Keine Frage, Nachhaltigkeit ist eines der Schlüsselthemen der nächsten Jahrzehnte für Unternehmen und für die Wirtschaft insgesamt.
Neben dem offensichtlichen Handlungsbedarf aus ökologischer Perspektive ist dies auch zunehmend eine Frage des langfristigen Gewinnpotenzials. Eine McKinsey-Umfrage stellte 2021 beispielsweise für den DACH-Raum fest, dass mehr als drei Viertel der Konsument:innen (78 %) bei der Kaufentscheidung auf Nachhaltigkeit als Kriterium achten.
Um die Nachhaltigkeit voranzutreiben, priorisiert die Gesetzgebung auf europäischer wie auf nationaler Ebene mittels der Corporate Sustainability Reporting Directive (CSRD) die entsprechende Berichterstattung. Sie soll es leichter machen, Nachhaltigkeitsmaßnahmen zu steuern, nachzuverfolgen und zu beurteilen.
Richtlinien und Gesetze sind aber komplex und ständiger Weiterentwicklung unterworfen. In diesem Blog Post geht es deshalb darum
Denn: Ein proaktive Herangehensweise ist gefragt. Beim Thema Nachhaltigkeit die Ärmel hochzukrempeln, macht Veränderungen erst möglich und signalisiert Stakeholdern die Bereitschaft zur Übernahme von ökonomischer, ökologischer und sozialer Verantwortung.
Berichterstattung zum Thema Nachhaltigkeit ist Großunternehmen spätestens seit 2017 ein Begriff. Damals wurde die EU-Richtlinie „Corporate Sustainability Reporting Directive (CSRD)” als „CSR-Richtlinie-Umsetzungsgesetz (CSR-RUG)” im deutschen Recht und als „Nachhaltigkeits- und Diversitätsverbesserungsgesetz (NaDiVeG)” im österreichischen verankert. Ursprünglich als „Non-Financial Reporting Directive (NFRD)” eingeführt, betont der neue Name der EU-Richtlinie mit dem Begriff „Corporate Sustainability” den Fokus auf Nachhaltigkeit als Wirtschaftsziel. So wird das Thema in der Unternehmensberichterstattung integral behandelt und finanziellen Themen gleichgestellt.

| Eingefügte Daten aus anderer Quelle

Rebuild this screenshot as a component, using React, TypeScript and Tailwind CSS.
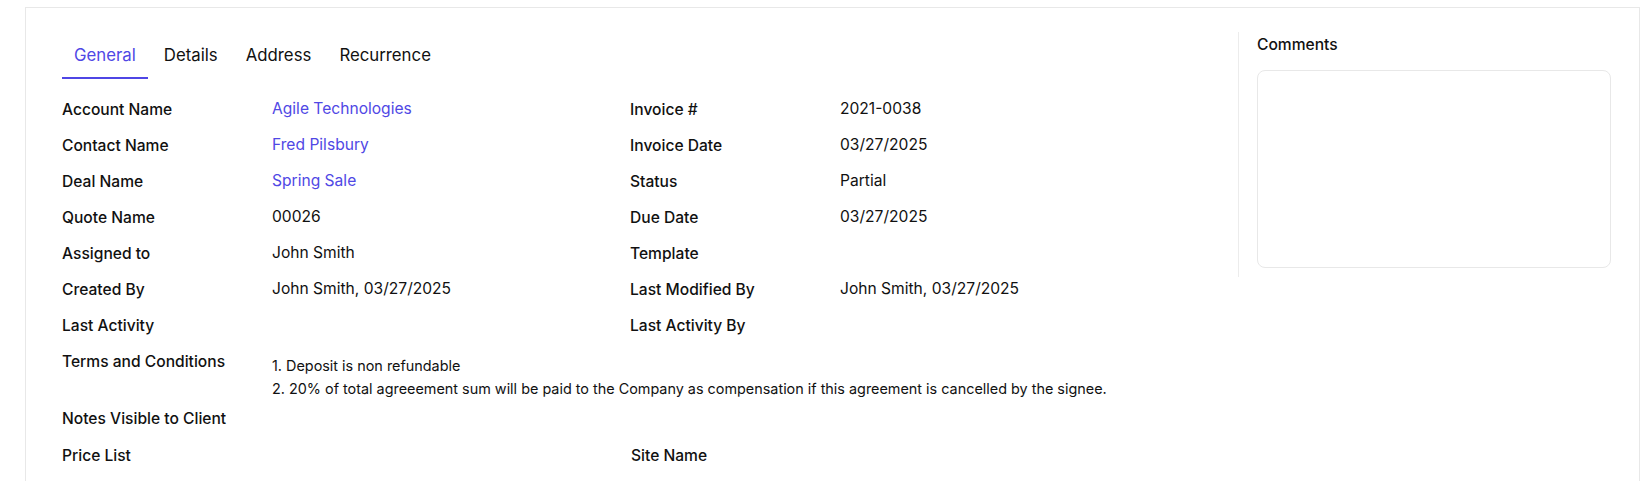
const tabs = ["General", "Details", "Address", "Recurrence"];

type Field = { label: string; value?: string; link?: boolean };

const rows: [Field, Field | null][] = [
  [{ label: "Account Name", value: "Agile Technologies", link: true }, { label: "Invoice #", value: "2021-0038" }],
  [{ label: "Contact Name", value: "Fred Pilsbury", link: true }, { label: "Invoice Date", value: "03/27/2025" }],
  [{ label: "Deal Name", value: "Spring Sale", link: true }, { label: "Status", value: "Partial" }],
  [{ label: "Quote Name", value: "00026" }, { label: "Due Date", value: "03/27/2025" }],
  [{ label: "Assigned to", value: "John Smith" }, { label: "Template" }],
  [{ label: "Created By", value: "John Smith, 03/27/2025" }, { label: "Last Modified By", value: "John Smith, 03/27/2025" }],
  [{ label: "Last Activity" }, { label: "Last Activity By" }]
];

function FieldCell({ field }: { field: Field | null }) {
  if (!field) return <div className="w-[568px]" />;
  return (
    <div className="flex w-[568px] items-center">
      <div className="w-[210px] text-[15.6px] font-medium leading-6 text-[#111111]">{field.label}</div>
      {field.value ? (
        <div
          className={
            "mb-[3px] text-[15.6px] leading-6 " + (field.link ? "text-[#5048e5]" : "text-[#111111]")
          }
        >
          {field.value}
        </div>
      ) : null}
    </div>
  );
}

export default function App() {
  return (
    <div
      className="min-h-screen bg-white pl-[25px] pt-[7px]"
      style={{ fontFamily: "Inter, 'Noto Sans', sans-serif" }}
    >
      <div className="flex h-[474px] w-[1615px] border border-b-0 border-[#e8e8e8]">
        {/* main */}
        <div className="w-[1212px] pl-[36px] pt-[22px]">
          <div className="flex gap-1">
            {tabs.map((t, i) => (
              <div
                key={t}
                className={
                  "px-3 pb-[10px] pt-[13px] text-[16.8px] leading-6 " +
                  (i === 0
                    ? "border-b-2 border-[#4f46e5] text-[#5048e5]"
                    : "border-b-2 border-transparent text-[#111111]")
                }
              >
                {t}
              </div>
            ))}
          </div>

          <div className="mt-[13px]">
            {rows.map(([a, b], i) => (
              <div key={i} className="flex h-[36px] items-center">
                <FieldCell field={a} />
                <FieldCell field={b} />
              </div>
            ))}

            <div className="flex pt-[6px]">
              <div className="w-[210px] text-[15.6px] font-medium leading-6 text-[#111111]">
                Terms and Conditions
              </div>
              <div className="mt-[4px] text-[14.4px] leading-[23px] text-[#111111]">
                <div>1. Deposit is non refundable</div>
                <div>
                  2. 20% of total agreeement sum will be paid to the Company as compensation if this agreement
                  is cancelled by the signee.
                </div>
              </div>
            </div>

            <div className="flex h-[37px] items-center pt-[1px]">
              <FieldCell field={{ label: "Notes Visible to Client" }} />
            </div>
            <div className="flex h-[38px] items-center">
              <FieldCell field={{ label: "Price List" }} />
              <div className="ml-[1px]">
                <FieldCell field={{ label: "Site Name" }} />
              </div>
            </div>
          </div>
        </div>

        {/* comments */}
        <div className="mt-[24px] h-[245px] w-[401px] border-l border-[#ececec] pl-[18px] pr-[28px]">
          <div className="pt-[1px] text-[15.6px] font-medium leading-6 text-[#111111]">Comments</div>
          <div className="mt-[13px] h-[198px] rounded-lg border border-[#e8e8e8]" />
        </div>
      </div>
    </div>
  );
}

Die CSRD legt den Umfang und Inhalt der Berichterstattungspflichten von Unternehmen in Bezug auf Nachhaltigkeit fest. Ursprünglich galten diese für kapitalmarktorientierte Gesellschaften sowie Finanzdienstleister und Versicherungen, die mehr als 500 Beschäftigte sowie mehr als 40 Mio. Umsatz oder eine Bilanzsumme von mehr als 20 Mio. EUR aufweisen. 2018 identifizierte eine Studie in Deutschland 487 Unternehmen, die nach diesen Regelungen unter dem CSR-RUG berichtspflichtig sind.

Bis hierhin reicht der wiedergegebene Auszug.